What the exercise asks — Your answer must consist solely of the number of lines that contain the word "React".
** BEGIN Given data **
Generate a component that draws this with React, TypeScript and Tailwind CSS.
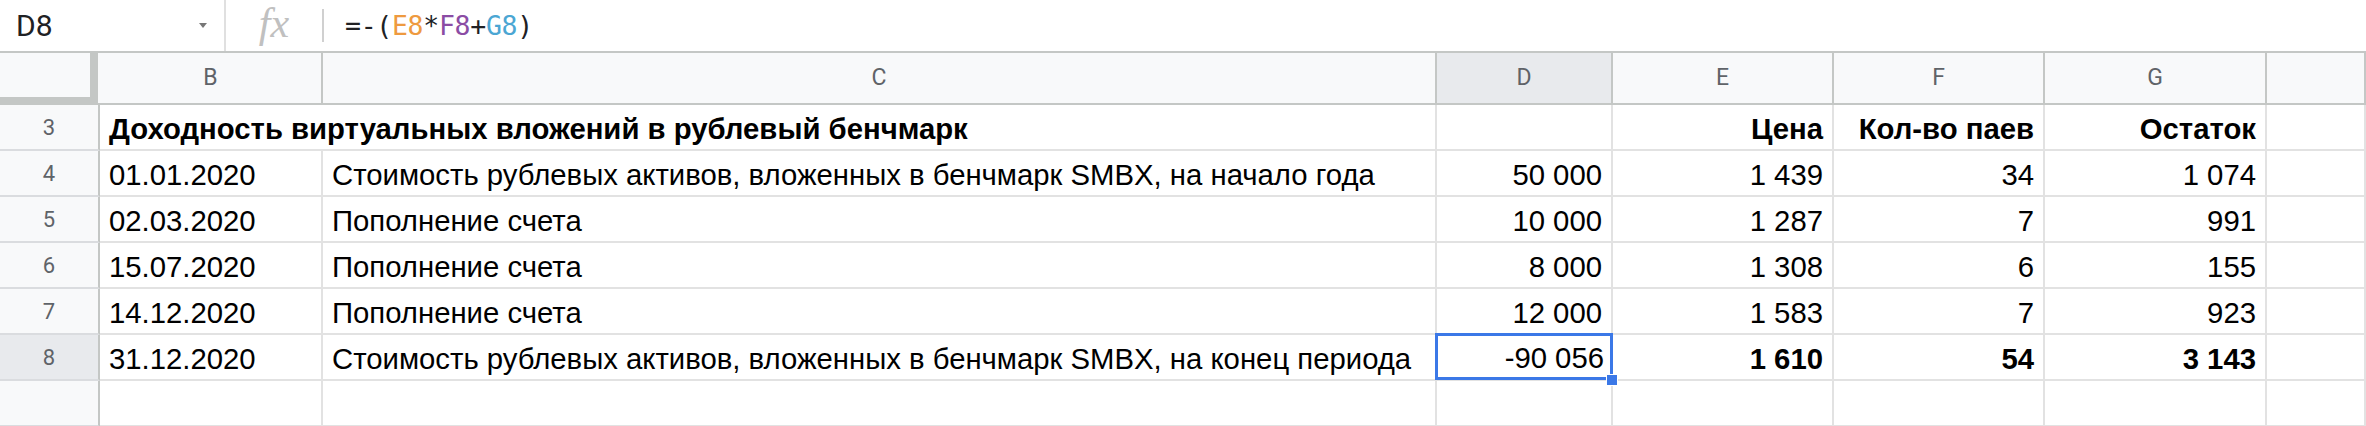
import React from 'react'

const cols = 'grid-cols-[100px_223px_1114px_176px_221px_211px_222px_1fr]'

type Row = {
  n: number
  b?: string
  c?: string
  d?: string
  e?: string
  f?: string
  g?: string
  bold?: boolean
}

const rows: Row[] = [
  { n: 4, b: '01.01.2020', c: 'Стоимость рублевых активов, вложенных в бенчмарк SMBX, на начало года', d: '50 000', e: '1 439', f: '34', g: '1 074' },
  { n: 5, b: '02.03.2020', c: 'Пополнение счета', d: '10 000', e: '1 287', f: '7', g: '991' },
  { n: 6, b: '15.07.2020', c: 'Пополнение счета', d: '8 000', e: '1 308', f: '6', g: '155' },
  { n: 7, b: '14.12.2020', c: 'Пополнение счета', d: '12 000', e: '1 583', f: '7', g: '923' },
  { n: 8, b: '31.12.2020', c: 'Стоимость рублевых активов, вложенных в бенчмарк SMBX, на конец периода', d: '-90 056', e: '1 610', f: '54', g: '3 143', bold: true },
]

function RowNum({ n, active }: { n?: number; active?: boolean }) {
  return (
    <div
      className={`h-[46px] flex items-center justify-center border-r-2 border-b-2 border-r-[#c4c7c5] border-b-[#dadcdf] text-[22px] text-[#5f6368] font-['Roboto',sans-serif] ${
        active ? 'bg-[#e8eaed]' : 'bg-[#f8f9fa]'
      }`}
    >
      {n}
    </div>
  )
}

function Cell({ children, right, bold }: { children?: React.ReactNode; right?: boolean; bold?: boolean }) {
  return (
    <div
      className={`h-[46px] flex items-end pb-[6px] px-[9px] leading-none whitespace-nowrap border-b-2 border-r-2 border-[#e2e2e2] ${
        right ? 'justify-end' : 'justify-start'
      } ${bold ? 'font-bold' : ''}`}
    >
      {children}
    </div>
  )
}

export default function App() {
  return (
    <div className="w-[2366px] h-[426px] overflow-hidden bg-white text-black font-['Liberation_Sans',Arial,sans-serif] text-[29.3px]">
      {/* formula bar */}
      <div className="h-[53px] flex items-stretch border-b-2 border-[#c4c7c5]">
        <div className="w-[224px] flex items-center justify-between pl-[16px] pr-[17px] text-[30px] text-[#202124] font-['Roboto',sans-serif]">
          <span>D8</span>
          <span className="w-0 h-0 border-l-[4px] border-r-[4px] border-t-[5px] border-l-transparent border-r-transparent border-t-[#777]" />
        </div>
        <div className="w-[2px] bg-[#e0e0e0]" />
        <div className="w-[96px] flex items-center justify-center text-[42px] italic text-[#c0c0c0] font-['Liberation_Serif',serif] pb-[4px]">
          fx
        </div>
        <div className="w-[2px] my-[9px] bg-[#d0d0d0]" />
        <div className="flex items-center pl-[21px] text-[26.5px] font-['DejaVu_Sans_Mono',monospace] text-[#202124] tracking-[-0.3px]">
          <span>=-(</span>
          <span className="text-[#ee9a3f]">E8</span>
          <span>*</span>
          <span className="text-[#8b4ca4]">F8</span>
          <span>+</span>
          <span className="text-[#4ba6d3]">G8</span>
          <span>)</span>
        </div>
      </div>

      {/* column headers */}
      <div className={`grid ${cols} h-[52px] bg-[#f8f9fa] border-b-2 border-[#c4c7c5] text-[23px] text-[#5f6368] font-['Roboto',sans-serif]`}>
        <div className="border-r-[8px] border-b-[6px] border-[#c4c7c5] bg-[#f8f9fa] mr-[2px]" />
        {['B', 'C', 'D', 'E', 'F', 'G', ''].map((l) => (
          <div
            key={l || 'H'}
            className={`flex items-center justify-center border-r-2 border-[#c4c7c5] ${l === 'D' ? 'bg-[#e8eaed]' : ''}`}
          >
            {l}
          </div>
        ))}
      </div>

      {/* row 3 */}
      <div className={`grid ${cols}`}>
        <RowNum n={3} />
        <div className="col-span-2 h-[46px] flex items-end pb-[6px] px-[9px] leading-none whitespace-nowrap font-bold border-b-2 border-r-2 border-[#e2e2e2]">
          Доходность виртуальных вложений в рублевый бенчмарк
        </div>
        <Cell />
        <Cell right bold>Цена</Cell>
        <Cell right bold>Кол-во паев</Cell>
        <Cell right bold>Остаток</Cell>
        <Cell />
      </div>

      {rows.map((r) => (
        <div key={r.n} className={`grid ${cols}`}>
          <RowNum n={r.n} active={r.n === 8} />
          <Cell>{r.b}</Cell>
          <Cell>{r.c}</Cell>
          {r.n === 8 ? (
            <div className="relative h-[46px] border-b-2 border-r-2 border-[#e2e2e2]">
              <div className="absolute -left-[2px] -top-[2px] right-[-2px] bottom-[-1px] border-[3px] border-[#3b78e7] flex items-end justify-end pb-[5px] pr-[6px] leading-none">
                -90 056
              </div>
              <div className="absolute -right-[7px] -bottom-[7px] w-[12px] h-[12px] bg-[#3b78e7] border border-white" />
            </div>
          ) : (
            <Cell right>{r.d}</Cell>
          )}
          <Cell right bold={r.bold}>{r.e}</Cell>
          <Cell right bold={r.bold}>{r.f}</Cell>
          <Cell right bold={r.bold}>{r.g}</Cell>
          <Cell />
        </div>
      ))}

      {/* empty row 9 */}
      <div className={`grid ${cols}`}>
        <RowNum />
        <Cell />
        <Cell />
        <Cell />
        <Cell />
        <Cell />
        <Cell />
        <Cell />
      </div>
    </div>
  )
}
** END Given data **
Solution below — 3